Given the difficulties faced by mere student leaders and the United States president, one marvels at the savvy necessary for a truly difficult position, such as the chancellorship here at UMM. The chancellor oversees all major operations on campus, particularly missions of diplomacy with such celebrities as Mark Yudof and, reportedly, Price is Right announcer Rod Roddy.

Two weeks ago, Chancellor David Johnson’s diplomatic mission took a turn for the extraterrestrial, however. According to eyewitness accounts, Chancellor Dave became the first representative of higher education in the United States to meet with space aliens, who had traveled for Morris for recent bargains at Coborn’s and Willie’s Supervalu.

Following a private meeting with the chancellor, the aliens, from the planet  Smearth two hundred light years from Earth, announced that they would rally publicly at the Minnesota state capitol in support of a new science building. Want to join them? Well, contact a representative of SMCSA — the Stinky Morris Campus Student Association — for more information about next Monday’s “Loopy Day.” This paragraph has been sponsored by SMCSA.

Anyway, President Chewbacco, leader of the Smearthling expedition, spoke jointly Monday night with Chancellor Dave in Edson Auditorium during an informal question-and-answer session. As might be expected, most of the
dave meeting with chewbacco questions were of a personal nature, addressed to Chancellor Dave by University Register paparazzi. President Chewbacco did address key issues, though, on behalf of her Smearthling constituency.
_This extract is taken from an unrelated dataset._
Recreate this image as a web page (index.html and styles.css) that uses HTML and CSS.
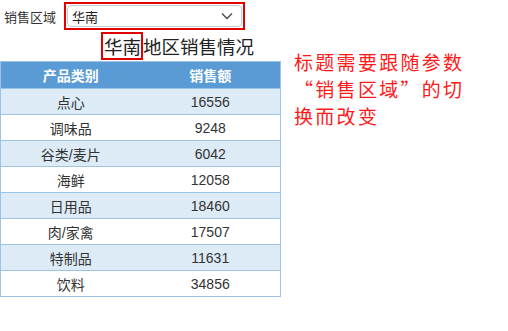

“On behalf of Planet Smearth,” she remarked at one point, “I would like to ask the music consumers of Planet Earth to please stop perpetuating the continued popularity of Hanson, the Spice Girls, and Yanni. These musicians are an embarrassment to Earth and the known universe.”

She also discussed her experiences traveling the universe. “In our journeys, we have met a number of different life forms, including those that met with your United States President last year, as reported in your highly reliable newspaper, The Weekly World News. So far, Earthlings are the only species we have encountered so far who don’t urinate back out of the mouth.”
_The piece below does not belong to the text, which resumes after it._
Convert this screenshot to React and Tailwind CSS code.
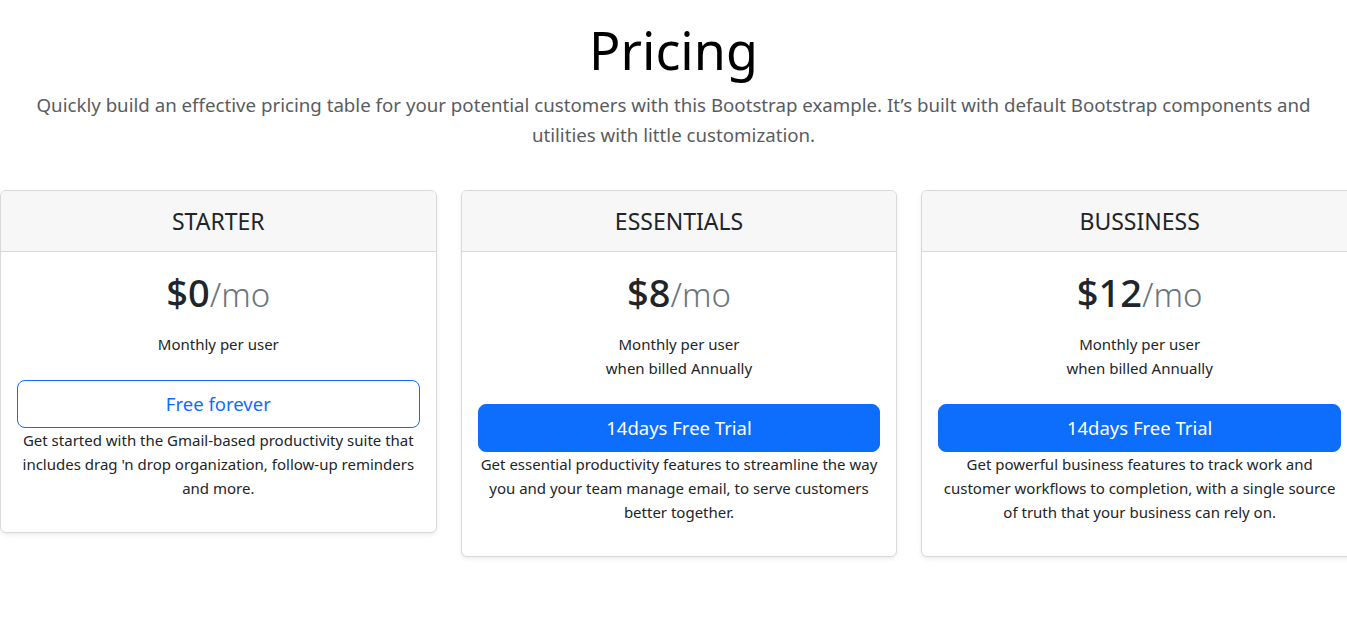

Chancellor Dave and President Chewbacco also drew rough plans for a cooperative exchange program between the two planets. In the near future, UMM students will be sent to Smearth in exchange for Smearth’s legendary burritos, among the best anywhere.

With Chancellor David Johnson’s guidance, monumental progress has been made in interstellar relations between Earth and its new ally, Smearth. Once he retires at the end of this academic year, Earth should only be so lucky as to find another person with the leadership abilities and smooth diplomatic skills of UMM’s very own Chancellor Dave.